John Christofides is a Principal Clinical Scientist with the Epsom and St Helier University Hospitals NHS Trust based at the Specialist Biochemistry lab at West Park Hospital, Epsom in Surrey. Apart from Vitamin D the author’s other interests include metabolic disorders associated with the porphyrias, neuroendocrine tumours and fatty acids, as well as providing an analytical service to the mental health services in the detection of drugs of abuse. These varied interests have provided opportunities for lecturing and supervising undergrad and postgraduate student projects whilst also maintaining a modest flow of papers, posters and two book chapters.
The author developed an interest in vitamin D after setting up an in-house assay in the mid 1980s predating the introduction of commercial kits by several years. This service has grown from a dozen requests a week to over 10,000 requests from his laboratory a year.
As a student the author worked in the private sector as an analytical chemist but has worked in the NHS since 1976 preferring to use his skills to develop tests and interpreting test results to help clinicians arrive at a diagnosis when dealing with a sick patient. Advising the press, John provides a public service and explains how three quarters of the UK population has vitamin D deficiency during winter and spring and that elderly and immobile people are dangerously deficient all year round.

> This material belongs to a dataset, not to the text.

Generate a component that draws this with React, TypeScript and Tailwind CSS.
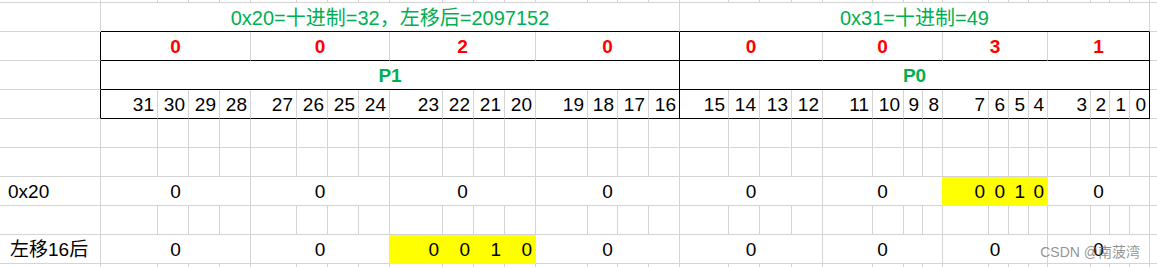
import React from 'react';

type Edge = 'g' | 'k' | 'y';

const RIGHT: Record<Edge, string> = {
  g: 'border-r-[#d4d4d4]',
  k: 'border-r-black',
  y: 'border-r-[#ffff00]',
};
const BOTTOM: Record<Edge, string> = {
  g: 'border-b-[#d4d4d4]',
  k: 'border-b-black',
  y: 'border-b-[#ffff00]',
};
const SPAN: Record<number, string> = { 1: '', 4: 'col-span-4', 16: 'col-span-16' };

const BITS = Array.from({ length: 32 }, (_, i) => 31 - i);
const GROUPS = [0, 1, 2, 3, 4, 5, 6, 7];
const HEX = ['0', '0', '2', '0', '0', '0', '3', '1'];
const YELLOW_BITS = ['0', '0', '1', '0'];

interface CellProps {
  span?: number;
  r?: Edge;
  b?: Edge;
  className?: string;
  children?: React.ReactNode;
}

function Cell({ span = 1, r = 'g', b = 'g', className = '', children }: CellProps) {
  return (
    <div
      className={`flex items-center whitespace-nowrap border-r border-b ${SPAN[span]} ${RIGHT[r]} ${BOTTOM[b]} ${className}`}
    >
      {children}
    </div>
  );
}

// a row of empty cells across all 34 columns
function EmptyRow({ id }: { id: string }) {
  return (
    <>
      {Array.from({ length: 34 }, (_, i) => (
        <Cell key={`${id}-${i}`} />
      ))}
    </>
  );
}

// value row: merged groups with a centred 0, one group split into yellow cells
function ValueRow({ label, yellowGroup, labelPad }: { label: string; yellowGroup: number; labelPad: string }) {
  return (
    <>
      <Cell className={`pt-[2px] ${labelPad}`}>{label}</Cell>
      {GROUPS.map((g) =>
        g === yellowGroup ? (
          YELLOW_BITS.map((v, i) => (
            <Cell
              key={`y-${label}-${i}`}
              r="y"
              b="y"
              className={`justify-end bg-[#ffff00] pt-[2px] pr-[3px] ${i === 0 ? '-ml-px' : ''}`}
            >
              {v}
            </Cell>
          ))
        ) : (
          <Cell key={`v-${label}-${g}`} span={4} className="justify-center pt-[2px]">
            0
          </Cell>
        )
      )}
      <Cell />
    </>
  );
}

export default function App() {
  return (
    <div className="relative h-[267px] w-[1157px] overflow-hidden bg-white font-['Liberation_Sans','Noto_Sans_CJK_SC',sans-serif] text-[19px] text-black">
      <div className="grid grid-cols-[101px_57px_31px_31px_31px_46px_31px_31px_31px_53px_31px_31px_31px_52px_30px_31px_31px_49px_31px_32px_31px_50px_31px_19px_20px_46px_20px_20px_19px_43px_19px_20px_20px_40px] grid-rows-[3px_repeat(9,29px)_10px]">
        {/* partial row at the top */}
        <EmptyRow id="top" />

        {/* title row */}
        <Cell />
        <Cell span={16} b="k" className="justify-center pt-[2px] text-[20px] text-[#00b050]">
          0x20=十进制=32，左移后=2097152
        </Cell>
        <Cell span={16} b="k" className="justify-center pt-[2px] text-[20px] text-[#00b050]">
          0x31=十进制=49
        </Cell>
        <Cell />

        {/* hex digits */}
        <Cell r="k" />
        {GROUPS.map((g) => (
          <Cell
            key={`hex-${g}`}
            span={4}
            r={g === 3 || g === 7 ? 'k' : 'g'}
            b="k"
            className="justify-center pt-[2px] font-bold text-[#ff0000]"
          >
            {HEX[g]}
          </Cell>
        ))}
        <Cell />

        {/* port names */}
        <Cell r="k" />
        <Cell span={16} r="k" b="k" className="justify-center pt-[2px] font-bold text-[#00b050]">
          P1
        </Cell>
        <Cell span={16} r="k" b="k" className="justify-center pt-[2px] font-bold text-[#00b050]">
          P0
        </Cell>
        <Cell />

        {/* bit numbers */}
        <Cell r="k" />
        {BITS.map((bit) => (
          <Cell
            key={`bit-${bit}`}
            r={bit === 16 || bit === 0 ? 'k' : 'g'}
            b="k"
            className="justify-end pt-[2px] pr-[3px]"
          >
            {bit}
          </Cell>
        ))}
        <Cell />

        <EmptyRow id="e1" />
        <EmptyRow id="e2" />

        <ValueRow label="0x20" yellowGroup={6} labelPad="pl-[8px]" />

        <EmptyRow id="e3" />

        <ValueRow label="左移16后" yellowGroup={2} labelPad="pl-[10px]" />

        <EmptyRow id="bottom" />
      </div>

      {/* watermark */}
      <div className="absolute right-[17px] bottom-[8px] text-[14px] leading-none text-[rgba(110,110,110,0.75)]">
        CSDN @南菠湾
      </div>
    </div>
  );
}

Diagnosing nutritional vitamin D deficiency is done by measuring the combined 25-hydroxycholecalciferol plus 25-hydroxyergo-calciferol in blood. Interpretation of an adequate blood level has changed in opinion over the last 10 years but a consensus has now been reached allowing clinicians to diagnose and treat various degrees of insufficiency and dangerous deficiency.
My interest in food supplements and vitamins has suggested that people on normal diets may be wasting their money on food supplements or so-called 'superfoods' other than vitamin D itself. It is probably one of the very few vitamins where scientific evidence conclusively shows the benefit of boosting our vitamin D blood levels with supplements, especially during the winter months when natural sun stimulation is inadequate.